Ringleader sentenced

A ringleader of the so-called Toronto 18 who plotted to storm Parliament and “cut off some heads” was sentenced to 16 years in prison Monday after a judge said he could be rehabilitated.

BRAMPTON, Ont. — A ringleader of the so-called Toronto 18 who plotted to storm Parliament and “cut off some heads” was sentenced to 16 years in prison Monday after a judge said he could be rehabilitated.

Court heard weeks of evidence that Fahim Ahmad, 26, told recruits the group would target legislative buildings in Ottawa, electrical grids and nuclear stations, and that he held training camps in the wilderness to assess his recruits.

Ahmad pleaded guilty mid-trial to participating in a terrorist group, importing firearms and instructing his co-accused to carry out an activity for a terrorist group.

On Monday he received a credit of 8 1/2 years for the more than four years he spent in custody awaiting trial, and is eligible for parole in 3 1/2 years.

Ontario Superior Court Justice Fletcher Dawson said that in deciding sentence he took into account Ahmad’s age at the time of his arrest, the fact that he has no previous criminal record, and evidence of his remorse.

He also considered letters written by Ahmad, his wife, and father-in-law.

“I am not dealing with someone who remains openly defiant and who blatantly continues to advocate the rightfulness of his past ideas and actions,” Dawson said.

“Perhaps I’m overly optimistic, but I see prospects of rehabilitation in the letters.”

The Crown had suggested 18 years to life in prison, while the defence was asking for about 12 years.

Ahmad, who wore a striped lime green golf shirt and blue jeans, was emotionless as the judge read his decision, but later turned around to smile at supporters gathered in the courtroom.

At the December 2005 training camp in Washago, about 90 minutes north of Toronto, he gave a fiery speech urging the recruits to do whatever it took to defeat the empire of Rome, meaning Western civilization.

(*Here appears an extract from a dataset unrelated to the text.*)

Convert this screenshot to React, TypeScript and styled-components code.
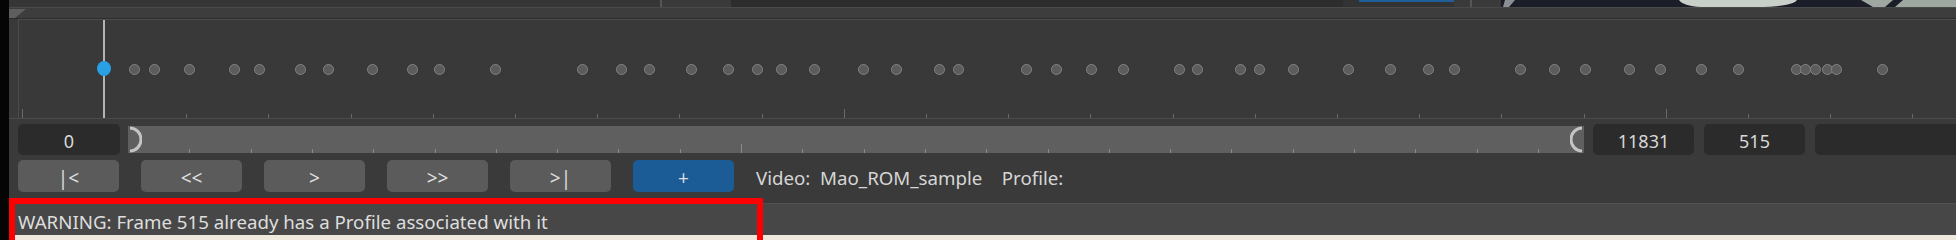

Police informant Mubin Shaikh had testified that Ahmad told camp participants they share the beliefs of al-Qaida, and that video of firearms training includes jihad-themed music that says “kill the infidel.”

At one point in the investigation, a police probe planted in a van captured Ahmad saying the group planned to attack Parliament to behead politicians and “kill everybody.”

The group was rounded up in the summer of 2006 in an anti-terrorist operation that captured headlines around the world.

In a letter submitted to the court, Ahmad wrote he has interacted with people of other religions while in Toronto’s Don Jail and has since grown respectful of the beliefs of others.

He claimed to have re-evaluated his goals and his understanding of Islam, the judge said.

Ahmad’s wife wrote that she and her husband will enrol their children in public school rather than Islamic education. His father-in-law wrote that he was ashamed of what Ahmad did, but is relieved that Ahmad has taken responsibility and learned from the experience, the judge noted.

“These letters describe Mr. Ahmad in his personal life as a caring person with underlying humanity…(who) is now committed to moving forward in his life in a manner that reflects this more moderate and tolerant stance,” Dawson told the court.

“Show me that I wasn’t wrong in my assessment.”

The judge said he also took into account that Ahmad “was not really effective in pursuing his despicable goals.”

Ahmad was motivated by “bias, prejudice” and hate, and was a “pathetic figure who grossly exaggerated to achieve status and attention,” said Dawson, who added that history has shown even amateur terrorists can succeed in their goals.

Although Ahmad’s plot didn’t get far, he managed to persuade others into his scheme, he added.

“Ahmad must bear considerable responsibility for embroiling other young men in his hateful pursuits…(and) virtually ruining the lives of a number of other young men who became involved in terrorist activities.”

He also considered that Ahmad pleaded guilty 13 days into his trial, but only after the Crown presented an “overwhelming” case against him that included the testimony of Shaikh.

Outside court, Crown lawyer Croft Michaelson said he was pleased with the sentence.

“We’ve sent out a strong signal to the community that these type of offences will not be tolerated in Canada, and it reflects the seriousness of the crime.”

Ahmad is among the last of the “Toronto 18” to be sentenced. Two more people will be sentenced next month, the Crown said. Ahmad’s sentence is the second longest among those sent to prison.

The group’s other ringleader, Zakaria Amara, was sentenced earlier this year to life in prison with no chance of parole until 2016.

He and Ahmad had a falling out and Amara formed a separate group in 2006, which managed to get further along in its plans to bomb the Toronto Stock Exchange, CSIS offices in Toronto and an eastern Ontario military base.

Of the 18 people charged, seven had their charges dropped or stayed, four were found guilty and seven pleaded guilty.